Tag Archives: change of venue

Change of venue? Sure, but move it far, far away

Amber Guyger is going to stand trial — possibly soon — for murder. The former Dallas police officer this past September allegedly walked into a Botham Jean’s apartment and shot him to death reportedly thinking she had entered her own apartment.

The case has riveted many residents of the Dallas/Fort Worth Metroplex, which makes a request for a change of venue so very interesting.

Guyger’s lawyers insist she cannot get a fair trial in Dallas County, where the case is set to be tried. They want a change of trial venue to a county other than Dallas County, citing “media hysteria” surrounding the case.

I am not going to argue for or against a change of venue. Indeed I can see why defendant’s legal counsel would want to change the trial location. However, the counsel should insist on moving it far away not just from Dallas County, but also from Collin County, Tarrant County, Rockwall County, Ellis County — or any part of the region served by the Dallas/Fort Worth media outlets that have been covering this case.

Send it to El Paso County, or to Orange County, or to Hidalgo County, or to Dallam County.

Yes, there is intense interest in this case.  A lot of the circumstances sound, shall we say, weird. Guyger was suspended at first from the Dallas Police Department and then was fired after she was indicted for murder in the death of Botham Jean, a native of St. Lucia who lived in an apartment on a separate floor from where Guyger resided.

Whatever the judge decides, my belief is that this case needs to go a lot farther away than just outside of Dallas County.

Change of venue? Sure thing … not!

Dzhokhar Tsarnaev thinks he can find a more impartial jury pool in a city other than Boston.

Sure thing, accused Boston Marathon bomber. Go for it. My hunch is that the man’s trial is staying put.


Tsarnaev is accused of detonating a bomb that exploded at the finish line of the world-renowned race. Surveillance videos captured images of him and his late brother moments before the blast as they were leaving a “package” near the blast site.

Jury selection in Boston has been delayed by many factors, including the horrendous weather that has all but buried the city under several feet of snow. Those delays apparently have given Tsarnaev’s legal team reason to seek a “Hail Mary” move to get the trial moved to another site.

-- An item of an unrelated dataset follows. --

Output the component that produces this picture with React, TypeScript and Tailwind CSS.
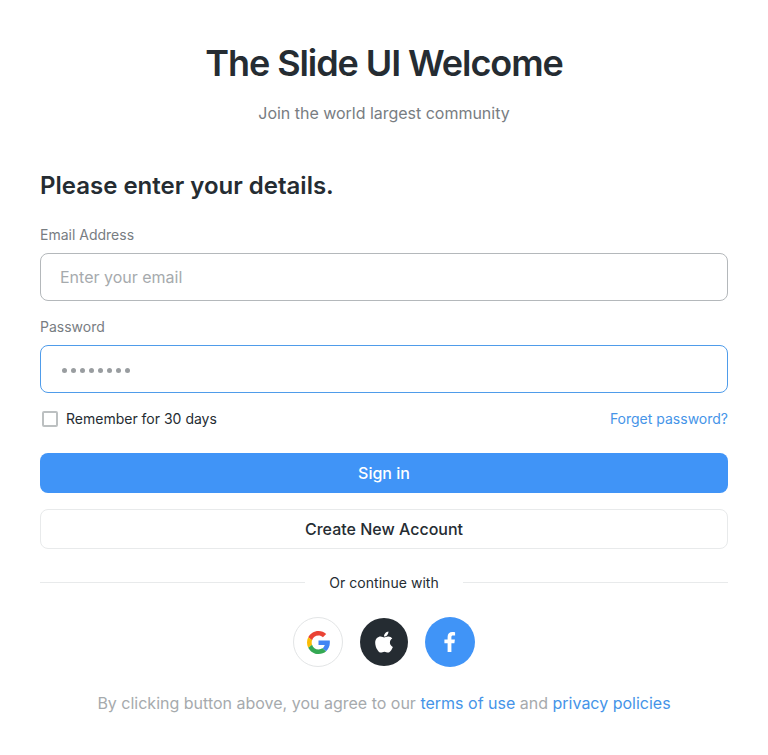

Where, it is fair to ask, is there a place where residents don’t know about the bombing or haven’t formed an opinion on the incident?

The same question could be applied to, say, the change of venue that the judge granted for Timothy McVeigh, who blew up the federal office building in Oklahoma City on April 19, 1995. The government moved his trial to Denver, where he was convicted anyway. The jury sentenced him to death and McVeigh was executed for his crime.

Tsarnaev’s trial should remain in the city where the crime occurred. The court will seat a qualified jury eventually, once the city clears the mountains of snow off the streets.

Let the trial begin for Tsarnaev

Dzhokhar Tsarnaev’s trial has begun.

In Boston.

Where it needs to occur.

The man accused of setting off the bomb at the end of the 2013 Boston Marathon had sought a change of venue. His lawyers contended he couldn’t get a fair trail in Boston, where everyone it seems knows something or someone associated with the horrific attack that killed three people and injured dozens more.

Look at the Timothy McVeigh bombing case, they said, noting that McVeigh — who blew up the Murrah Federal Building in Oklahoma City on April 19, 1995 — was tried in Denver, Colo. The Justice Department moved the case out of OKC because everyone there had an opinion on the tragedy.

Well, the Denver jury convicted McVeigh and then the federal government executed him.


There would be zero point in moving the trial out of Boston to some other location. The entire world knew of the bombing. Indeed, the Boston Marathon is an international event that draws competitors — and their entourages — from throughout the world.

The other point has been the plea-bargain deal. There had been negotiations for Tsarnaev to plead guilty to the crime and avoiding the death penalty. Although I oppose capital punishment on principle, I want this trial to proceed. I want to hear the evidence. I want to hear testimony.

Most of all I want Tsarnaev to explain precisely who was pictured in those security videos leaving a bag carrying a bomb near the finish line of the big race. If it wasn’t him and his brother — who died trying to escape — then who in the hell was it?

Tsarnaev innocence is presumed. His guilt will need to be determined. I feel comfortable in knowing that the federal judicial system will convict this individual.

Let it be in Boston, where he can look his victims — allegedly — in the eye.